▶ **Objective**
Drop every picture. Then return, exactly, the lines from the beginning of the listing below through the one containing "const levels = ['Easy', 'Medium', 'Hard', 'Evil'];".

▶ **Given data**
-- BEGIN --

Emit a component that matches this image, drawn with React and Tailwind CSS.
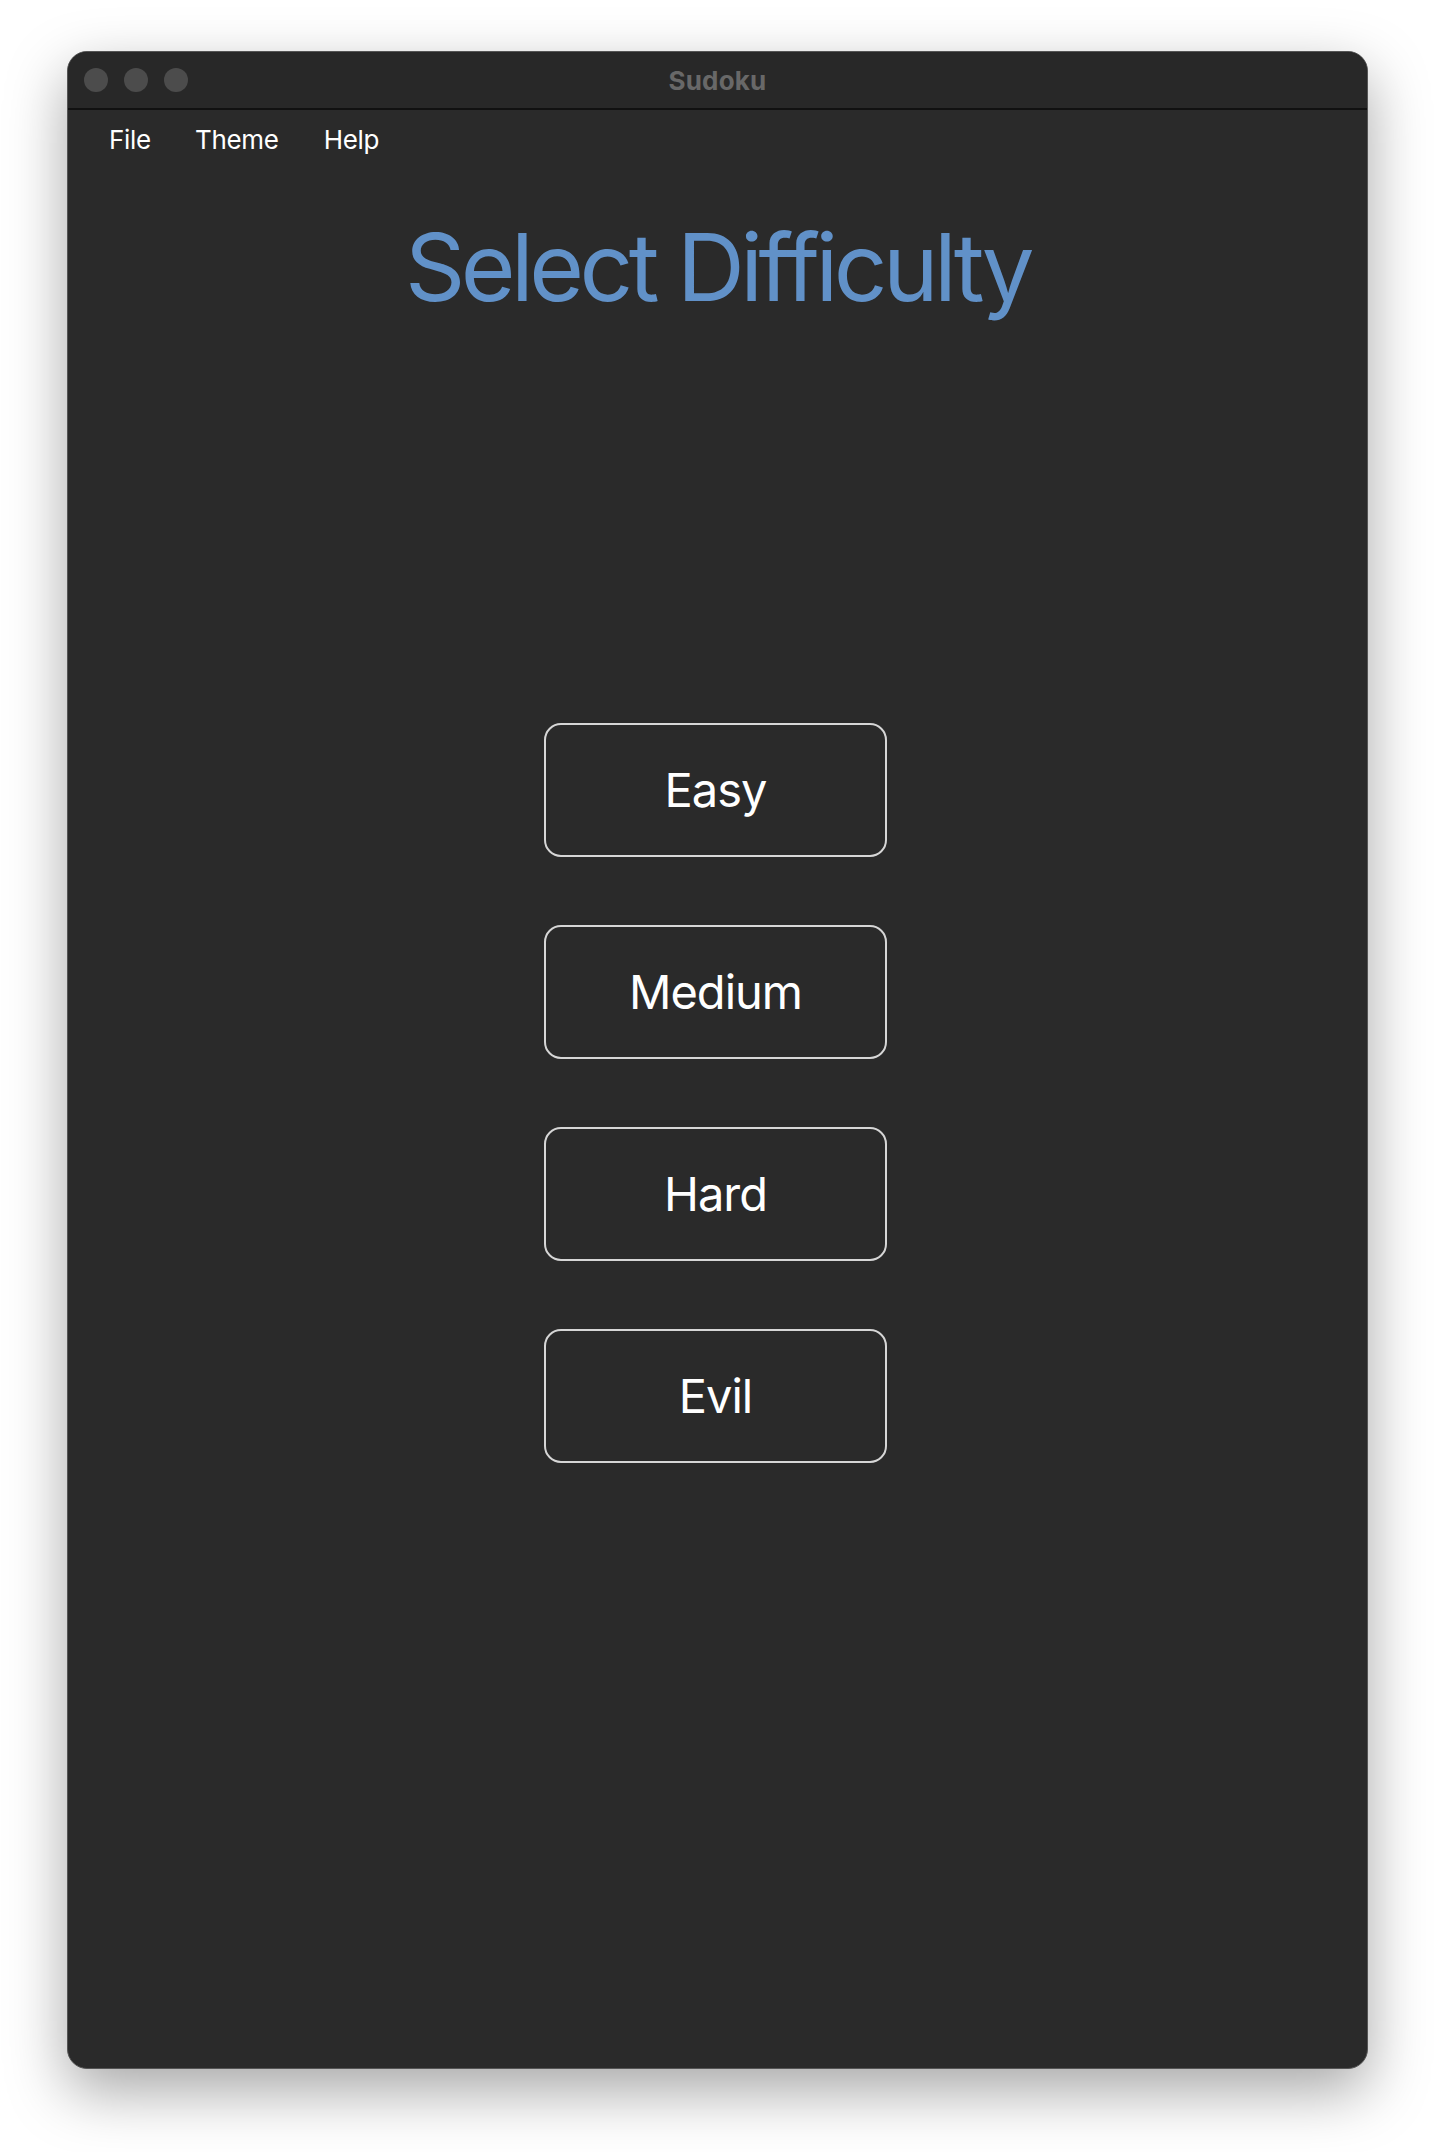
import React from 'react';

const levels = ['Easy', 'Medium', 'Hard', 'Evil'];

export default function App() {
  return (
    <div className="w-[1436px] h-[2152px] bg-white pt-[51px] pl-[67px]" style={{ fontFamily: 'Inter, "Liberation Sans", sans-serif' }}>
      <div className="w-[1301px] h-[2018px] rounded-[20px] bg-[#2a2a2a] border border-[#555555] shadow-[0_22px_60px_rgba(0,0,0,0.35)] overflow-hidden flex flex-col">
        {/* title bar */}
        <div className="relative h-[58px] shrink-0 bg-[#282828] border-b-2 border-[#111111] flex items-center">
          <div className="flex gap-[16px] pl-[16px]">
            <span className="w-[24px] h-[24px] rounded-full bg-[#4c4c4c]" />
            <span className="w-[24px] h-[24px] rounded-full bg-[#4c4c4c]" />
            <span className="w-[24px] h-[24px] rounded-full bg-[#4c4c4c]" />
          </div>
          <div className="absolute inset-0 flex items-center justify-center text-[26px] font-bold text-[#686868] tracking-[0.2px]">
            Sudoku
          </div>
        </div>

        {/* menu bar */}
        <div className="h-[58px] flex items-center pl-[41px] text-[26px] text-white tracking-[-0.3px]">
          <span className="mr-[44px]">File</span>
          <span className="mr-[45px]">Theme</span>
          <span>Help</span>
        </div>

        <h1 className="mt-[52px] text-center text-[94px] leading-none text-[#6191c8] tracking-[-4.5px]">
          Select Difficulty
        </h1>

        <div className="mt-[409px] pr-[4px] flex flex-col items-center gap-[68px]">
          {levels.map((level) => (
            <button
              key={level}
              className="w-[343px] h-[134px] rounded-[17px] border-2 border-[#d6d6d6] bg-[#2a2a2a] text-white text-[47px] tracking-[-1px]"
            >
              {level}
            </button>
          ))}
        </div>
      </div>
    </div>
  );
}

-- END --

▶ **Full response**
Emit a component that matches this image, drawn with React and Tailwind CSS.
import React from 'react';

const levels = ['Easy', 'Medium', 'Hard', 'Evil'];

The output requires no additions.